## Objective:
Every line of the listing must be reproduced as it stands. Leave the images behind.
*** Raw data
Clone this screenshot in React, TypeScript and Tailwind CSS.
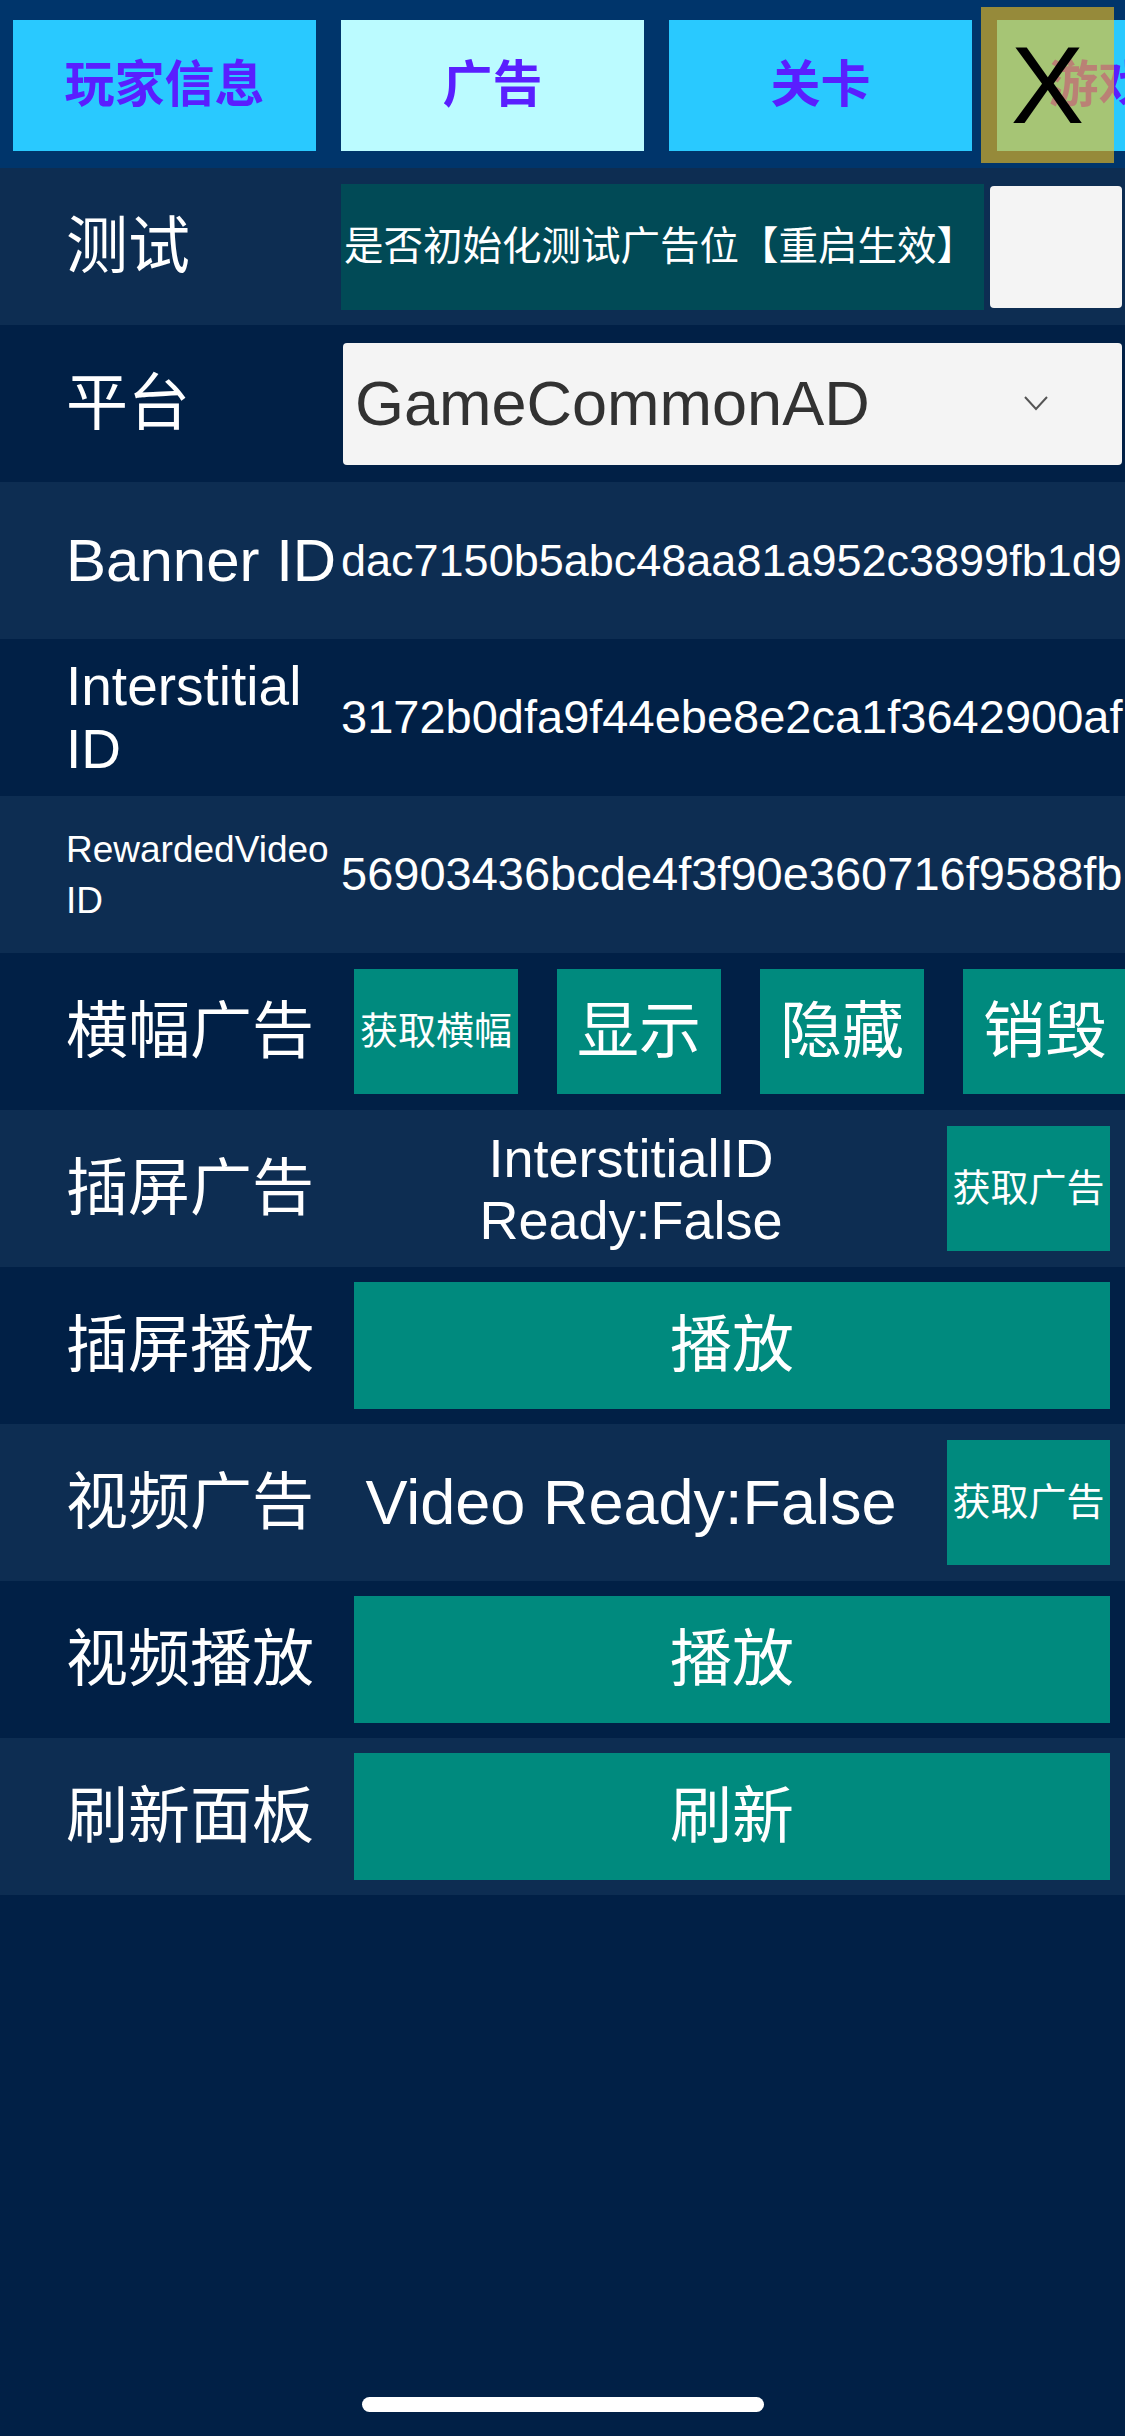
import clsx from "clsx"
import type { ReactNode } from "react"

const FONT = { fontFamily: '"Liberation Sans", "Noto Sans CJK SC", sans-serif' }

function Row({
  label,
  dark,
  children,
  labelClass = "text-[62px]",
}: {
  label: ReactNode
  dark?: boolean
  children?: ReactNode
  labelClass?: string
}) {
  return (
    <div className={clsx("flex h-[157px] items-center", dark ? "bg-[#012046]" : "bg-[#0d2d52]")}>
      <div className={clsx("w-[341px] shrink-0 pl-[66px] text-white whitespace-nowrap", labelClass)}>{label}</div>
      <div className="flex min-w-0 flex-1 items-center">{children}</div>
    </div>
  )
}

function TealButton({ children, className }: { children: ReactNode; className?: string }) {
  return (
    <div className={clsx("flex shrink-0 items-center justify-center bg-[#008a7e] text-white whitespace-nowrap", className)}>
      {children}
    </div>
  )
}

export default function App() {
  const tabs = [
    { name: "玩家信息", active: false },
    { name: "广告", active: true },
    { name: "关卡", active: false },
    { name: "游戏设置", active: false },
  ]

  return (
    <div className="relative min-h-[2436px] w-[1125px] overflow-hidden bg-[#012046]" style={FONT}>
      {/* tab bar */}
      <div className="flex h-[168px] items-start gap-[25px] bg-[#00356b] pl-[13px] pt-[20px]">
        {tabs.map((t) => (
          <div
            key={t.name}
            className={clsx(
              "flex h-[131px] w-[303px] shrink-0 items-center justify-center text-[50px] font-bold text-[#5a1eff]",
              t.active ? "bg-[#bbfbff]" : "bg-[#29c9ff]"
            )}
          >
            {t.name}
          </div>
        ))}
      </div>

      {/* close button over the last tab */}
      <div className="absolute left-[981px] top-[7px] flex h-[156px] w-[133px] items-center justify-center bg-[rgba(250,195,25,0.6)]">
        <span className="text-[110px] leading-none text-black">X</span>
      </div>

      <Row label="测试">
        <div className="flex h-[126px] w-[643px] shrink-0 items-center bg-[#014a56] pl-[3px] text-[39.5px] text-white whitespace-nowrap">
          是否初始化测试广告位【重启生效】
        </div>
        <div className="ml-[6px] h-[122px] w-[132px] shrink-0 rounded-[4px] bg-[#f4f4f4]" />
      </Row>

      <Row label="平台" dark>
        <div className="ml-[2px] flex h-[122px] w-[779px] shrink-0 items-center justify-between rounded-[4px] bg-[#f4f4f4] pl-[12px] pr-[74px]">
          <span className="text-[63px] text-[#323232]">GameCommonAD</span>
          <svg width="24" height="15" viewBox="0 0 24 15" fill="none">
            <path d="M1 1 L12 13 L23 1" stroke="#555" strokeWidth="2" />
          </svg>
        </div>
      </Row>

      <Row label="Banner ID" labelClass="text-[60px]">
        <span className="text-[45px] text-white whitespace-nowrap">dac7150b5abc48aa81a952c3899fb1d9</span>
      </Row>

      <Row
        dark
        labelClass="text-[55px] leading-[63px]"
        label={
          <>
            Interstitial
            <br />
            ID
          </>
        }
      >
        <span className="text-[47px] text-white whitespace-nowrap">3172b0dfa9f44ebe8e2ca1f3642900af</span>
      </Row>

      <Row
        labelClass="text-[37px] leading-[51px]"
        label={
          <>
            RewardedVideo
            <br />
            ID
          </>
        }
      >
        <span className="text-[47px] text-white whitespace-nowrap">56903436bcde4f3f90e360716f9588fb</span>
      </Row>

      <Row label="横幅广告" dark>
        <div className="ml-[13px] flex gap-[39px]">
          <TealButton className="h-[125px] w-[164px] text-[38px]">获取横幅</TealButton>
          <TealButton className="h-[125px] w-[164px] text-[62px]">显示</TealButton>
          <TealButton className="h-[125px] w-[164px] text-[62px]">隐藏</TealButton>
          <TealButton className="h-[125px] w-[164px] text-[62px]">销毁</TealButton>
        </div>
      </Row>

      <Row label="插屏广告">
        <div className="ml-[13px] w-[554px] shrink-0 text-center text-[54px] leading-[62px] text-white">
          InterstitialID
          <br />
          Ready:False
        </div>
        <TealButton className="ml-[39px] h-[125px] w-[163px] text-[38px]">获取广告</TealButton>
      </Row>

      <Row label="插屏播放" dark>
        <TealButton className="ml-[13px] h-[127px] w-[756px] text-[62px]">播放</TealButton>
      </Row>

      <Row label="视频广告">
        <div className="ml-[13px] w-[554px] shrink-0 text-center text-[63px] text-white whitespace-nowrap">
          Video Ready:False
        </div>
        <TealButton className="ml-[39px] h-[125px] w-[163px] text-[38px]">获取广告</TealButton>
      </Row>

      <Row label="视频播放" dark>
        <TealButton className="ml-[13px] h-[127px] w-[756px] text-[62px]">播放</TealButton>
      </Row>

      <Row label="刷新面板">
        <TealButton className="ml-[13px] h-[127px] w-[756px] text-[62px]">刷新</TealButton>
      </Row>

      {/* home indicator */}
      <div className="absolute bottom-[24px] left-[362px] h-[15px] w-[402px] rounded-full bg-white" />
    </div>
  )
}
******
## The completed task:
Clone this screenshot in React, TypeScript and Tailwind CSS.
import clsx from "clsx"
import type { ReactNode } from "react"

const FONT = { fontFamily: '"Liberation Sans", "Noto Sans CJK SC", sans-serif' }

function Row({
  label,
  dark,
  children,
  labelClass = "text-[62px]",
}: {
  label: ReactNode
  dark?: boolean
  children?: ReactNode
  labelClass?: string
}) {
  return (
    <div className={clsx("flex h-[157px] items-center", dark ? "bg-[#012046]" : "bg-[#0d2d52]")}>
      <div className={clsx("w-[341px] shrink-0 pl-[66px] text-white whitespace-nowrap", labelClass)}>{label}</div>
      <div className="flex min-w-0 flex-1 items-center">{children}</div>
    </div>
  )
}

function TealButton({ children, className }: { children: ReactNode; className?: string }) {
  return (
    <div className={clsx("flex shrink-0 items-center justify-center bg-[#008a7e] text-white whitespace-nowrap", className)}>
      {children}
    </div>
  )
}

export default function App() {
  const tabs = [
    { name: "玩家信息", active: false },
    { name: "广告", active: true },
    { name: "关卡", active: false },
    { name: "游戏设置", active: false },
  ]

  return (
    <div className="relative min-h-[2436px] w-[1125px] overflow-hidden bg-[#012046]" style={FONT}>
      {/* tab bar */}
      <div className="flex h-[168px] items-start gap-[25px] bg-[#00356b] pl-[13px] pt-[20px]">
        {tabs.map((t) => (
          <div
            key={t.name}
            className={clsx(
              "flex h-[131px] w-[303px] shrink-0 items-center justify-center text-[50px] font-bold text-[#5a1eff]",
              t.active ? "bg-[#bbfbff]" : "bg-[#29c9ff]"
            )}
          >
            {t.name}
          </div>
        ))}
      </div>

      {/* close button over the last tab */}
      <div className="absolute left-[981px] top-[7px] flex h-[156px] w-[133px] items-center justify-center bg-[rgba(250,195,25,0.6)]">
        <span className="text-[110px] leading-none text-black">X</span>
      </div>

      <Row label="测试">
        <div className="flex h-[126px] w-[643px] shrink-0 items-center bg-[#014a56] pl-[3px] text-[39.5px] text-white whitespace-nowrap">
          是否初始化测试广告位【重启生效】
        </div>
        <div className="ml-[6px] h-[122px] w-[132px] shrink-0 rounded-[4px] bg-[#f4f4f4]" />
      </Row>

      <Row label="平台" dark>
        <div className="ml-[2px] flex h-[122px] w-[779px] shrink-0 items-center justify-between rounded-[4px] bg-[#f4f4f4] pl-[12px] pr-[74px]">
          <span className="text-[63px] text-[#323232]">GameCommonAD</span>
          <svg width="24" height="15" viewBox="0 0 24 15" fill="none">
            <path d="M1 1 L12 13 L23 1" stroke="#555" strokeWidth="2" />
          </svg>
        </div>
      </Row>

      <Row label="Banner ID" labelClass="text-[60px]">
        <span className="text-[45px] text-white whitespace-nowrap">dac7150b5abc48aa81a952c3899fb1d9</span>
      </Row>

      <Row
        dark
        labelClass="text-[55px] leading-[63px]"
        label={
          <>
            Interstitial
            <br />
            ID
          </>
        }
      >
        <span className="text-[47px] text-white whitespace-nowrap">3172b0dfa9f44ebe8e2ca1f3642900af</span>
      </Row>

      <Row
        labelClass="text-[37px] leading-[51px]"
        label={
          <>
            RewardedVideo
            <br />
            ID
          </>
        }
      >
        <span className="text-[47px] text-white whitespace-nowrap">56903436bcde4f3f90e360716f9588fb</span>
      </Row>

      <Row label="横幅广告" dark>
        <div className="ml-[13px] flex gap-[39px]">
          <TealButton className="h-[125px] w-[164px] text-[38px]">获取横幅</TealButton>
          <TealButton className="h-[125px] w-[164px] text-[62px]">显示</TealButton>
          <TealButton className="h-[125px] w-[164px] text-[62px]">隐藏</TealButton>
          <TealButton className="h-[125px] w-[164px] text-[62px]">销毁</TealButton>
        </div>
      </Row>

      <Row label="插屏广告">
        <div className="ml-[13px] w-[554px] shrink-0 text-center text-[54px] leading-[62px] text-white">
          InterstitialID
          <br />
          Ready:False
        </div>
        <TealButton className="ml-[39px] h-[125px] w-[163px] text-[38px]">获取广告</TealButton>
      </Row>

      <Row label="插屏播放" dark>
        <TealButton className="ml-[13px] h-[127px] w-[756px] text-[62px]">播放</TealButton>
      </Row>

      <Row label="视频广告">
        <div className="ml-[13px] w-[554px] shrink-0 text-center text-[63px] text-white whitespace-nowrap">
          Video Ready:False
        </div>
        <TealButton className="ml-[39px] h-[125px] w-[163px] text-[38px]">获取广告</TealButton>
      </Row>

      <Row label="视频播放" dark>
        <TealButton className="ml-[13px] h-[127px] w-[756px] text-[62px]">播放</TealButton>
      </Row>

      <Row label="刷新面板">
        <TealButton className="ml-[13px] h-[127px] w-[756px] text-[62px]">刷新</TealButton>
      </Row>

      {/* home indicator */}
      <div className="absolute bottom-[24px] left-[362px] h-[15px] w-[402px] rounded-full bg-white" />
    </div>
  )
}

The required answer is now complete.